How to use random forests in R with missing values?
My initial reaction to this question was that it didn't show much research effort, since "everyone" knows that random forests don't handle missing values in predictors. But upon checking ?randomForest
I must confess that it could be much more explicit about this.
(Although, Breiman's PDF linked to in the documentation does explicitly say that missing values are simply not handled at all.)
The only obvious clue in the official documentation that I could see was that the default value for the na.action
parameter is na.fail
, which might be too cryptic for new users.
In any case, if your predictors have missing values, you have (basically) two choices:
- Use a different tool (
rpart
handles missing values nicely.) - Impute the missing values
Not surprisingly, the randomForest
package has a function for doing just this, rfImpute
. The documentation at ?rfImpute
runs through a basic example of its use.
If only a small number of cases have missing values, you might also try setting na.action = na.omit
to simply drop those cases.
And of course, this answer is a bit of a guess that your problem really is simply having missing values.

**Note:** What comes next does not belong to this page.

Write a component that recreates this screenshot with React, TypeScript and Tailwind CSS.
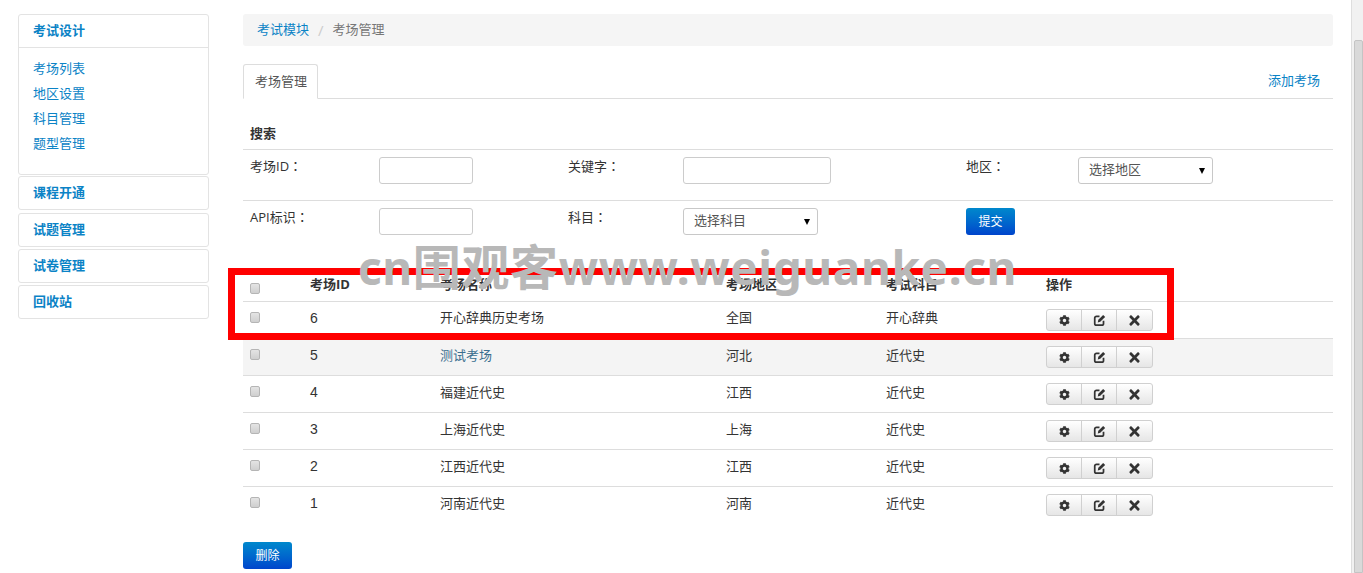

Breiman's random forest, which the randomForest package is based on, actually does handle missing values in predictors. In the randomForest package, you can set
na.action = na.roughfix
It will start by using median/mode for missing values, but then it grows a forest and computes proximities, then iterate and construct a forest using these newly filled values etc. This is not well explained in the randomForest documentation (p10). It only states
....NAs are replaced with column medians .... This is used as a starting point for imputing missing values by random forest
On Breiman's homepage you find a little bit more information
missfill= 1,2 does a fast replacement of the missing values, for the training set (if equal to 1) and a more careful replacement (if equal to 2).
mfixrep= k with missfill=2 does a slower, but usually more effective, replacement using proximities with k iterations on the training set only. (Requires nprox >0).